A report by The World Economic Forum (WEF) and Booz & Company that was released last fall points out entrepreneurship as a key ingredient for Arab states looking to accelerate growth and cope with increasing demands from their citizens.
”There are myriad benefits to fostering a start-up friendly environment”, said Habib Haddab, CEO of Wamda, which aims to inspire, connect and empower entrepreneurs in the region, who was co-chair of the WEF Special Meeting on Economic Growth and Job Creation in the Arab World in Amman in October 2011.
“Not only do start-ups employ their owners, but the spill over benefits for the larger economy can be significant. As start-ups mature into small and medium-sized enterprises (SMEs), they become significant contributors to employment and Gross Domestic Product (GDP),” he said.
A tech entrepreneur himself, Habib Haddad argues that “ideas in general are useless, it’s execution that matters.
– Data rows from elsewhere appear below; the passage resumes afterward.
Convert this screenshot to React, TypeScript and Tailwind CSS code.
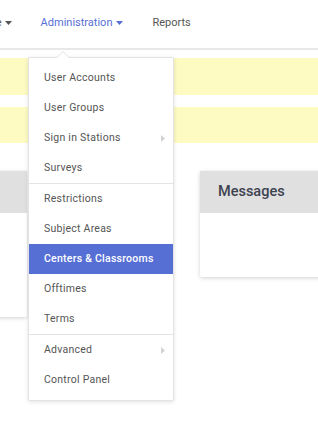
const items: { label: string; sub?: boolean; active?: boolean; divider?: boolean }[] = [
  { label: 'User Accounts' },
  { label: 'User Groups' },
  { label: 'Sign in Stations', sub: true },
  { label: 'Surveys', divider: true },
  { label: 'Restrictions' },
  { label: 'Subject Areas' },
  { label: 'Centers & Classrooms', active: true },
  { label: 'Offtimes' },
  { label: 'Terms', divider: true },
  { label: 'Advanced', sub: true },
  { label: 'Control Panel' },
]

function Caret({ className }: { className?: string }) {
  return (
    <svg width="7" height="4" viewBox="0 0 7 4" className={className}>
      <path d="M0 0h7L3.5 4z" fill="currentColor" />
    </svg>
  )
}

function AdminMenu() {
  return (
    <div className="absolute left-[28px] top-[57px] w-[146px] rounded-[2px] border border-[#e3e3e3] bg-white py-[5px] shadow-[0_1px_4px_rgba(0,0,0,0.12)]">
      <div className="absolute -top-[7px] left-[27px] h-0 w-0 border-x-[7px] border-b-[7px] border-x-transparent border-b-[#e3e3e3]" />
      <div className="absolute -top-[6px] left-[28px] h-0 w-0 border-x-[6px] border-b-[6px] border-x-transparent border-b-white" />
      {items.map((it) => (
        <div key={it.label} className={it.divider ? 'border-b border-[#e3e3e3]' : ''}>
          <div
            className={
              'flex h-[30px] items-center justify-between pl-[15px] pr-[8px] text-[10.5px] tracking-[0.25px] ' +
              (it.active ? 'bg-[#566fd5] font-medium text-white' : 'text-[#555]')
            }
          >
            <span>{it.label}</span>
            {it.sub && (
              <svg width="4" height="7" viewBox="0 0 4 7">
                <path d="M0 0l4 3.5L0 7z" fill="#d2d2d2" />
              </svg>
            )}
          </div>
        </div>
      ))}
    </div>
  )
}

export default function App() {
  return (
    <div className="relative h-[421px] w-[318px] overflow-hidden bg-white font-['Roboto',sans-serif]">
      <div className="flex h-[50px] items-start gap-[29px] border-b-2 border-[#e8e8e8] pt-[15px] text-[11px]">
        <div className="-ml-[28px] flex shrink-0 items-center gap-[3px] text-[#555]">
          <span>Home</span>
          <Caret className="text-[#555]" />
        </div>
        <div className="flex shrink-0 items-center gap-[4px] text-[#566fd5]">
          <span>Administration</span>
          <Caret />
        </div>
        <div className="shrink-0 text-[#555]">Reports</div>
      </div>

      <div className="mt-[8px] h-[37px] bg-[#fdfbc1]" />
      <div className="mt-[12px] h-[36px] bg-[#fdfbc1]" />

      <div className="mt-[28px] flex gap-[173px]">
        <div className="-ml-[173px] h-[146px] w-[200px] shrink-0 rounded-[2px] bg-white shadow-[0_1px_4px_rgba(0,0,0,0.18)]">
          <div className="h-[42px] bg-[#e0e0e0]" />
        </div>
        <div className="h-[106px] w-[140px] shrink-0 rounded-[2px] bg-white shadow-[0_1px_4px_rgba(0,0,0,0.18)]">
          <div className="flex h-[42px] items-center bg-[#e0e0e0] pl-[18px] text-[14.5px] font-medium text-[#3d4350]">
            Messages
          </div>
        </div>
      </div>

      <AdminMenu />
    </div>
  )
}
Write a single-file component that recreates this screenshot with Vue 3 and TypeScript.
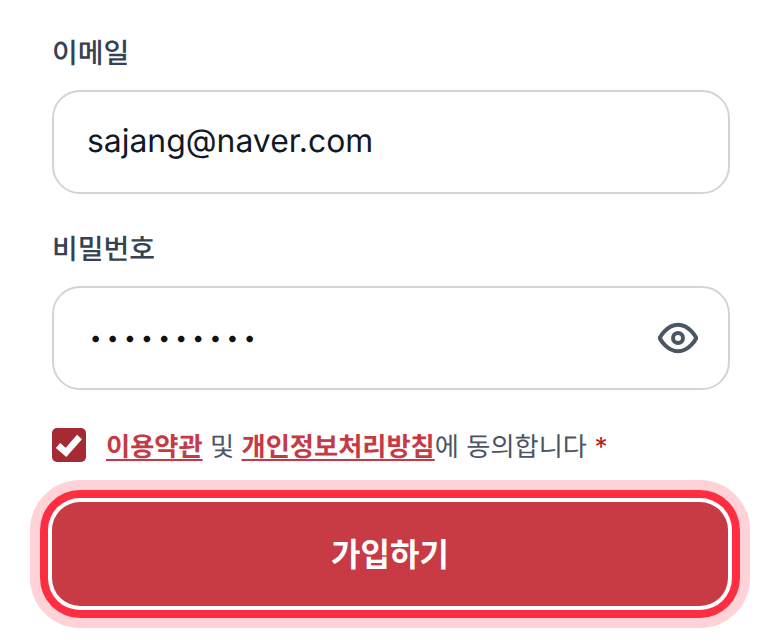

So really it’s about helping entrepreneurs to take that leap”. He also embraces the notion of “the power of Yalla”, basically conveying the meaning of “come on, let’s do it!”
Though venture capital (VC) firms have existed in the Middle East and North Africa for the past decade, they have mainly preferred to make larger investments in revenue generating companies, leaving many young entrepreneurs with exciting proposals out of the loop.
Now, the landscape seems to be changing with early stage venture firms, investors, and incubators leading the way to provide funding, mentorship, and a networking platform for young entrepreneurs.
Oasis500 is one such early stage and seed investment company that is making its mark in the Middle East. A Jordan based company, it seeks to bridge the gap between early stage funding from family and friends and the later stage of becoming a mature company with real revenues. During this in-between stage, it provides mentorship, incubation, additional follow up investment, and training programs.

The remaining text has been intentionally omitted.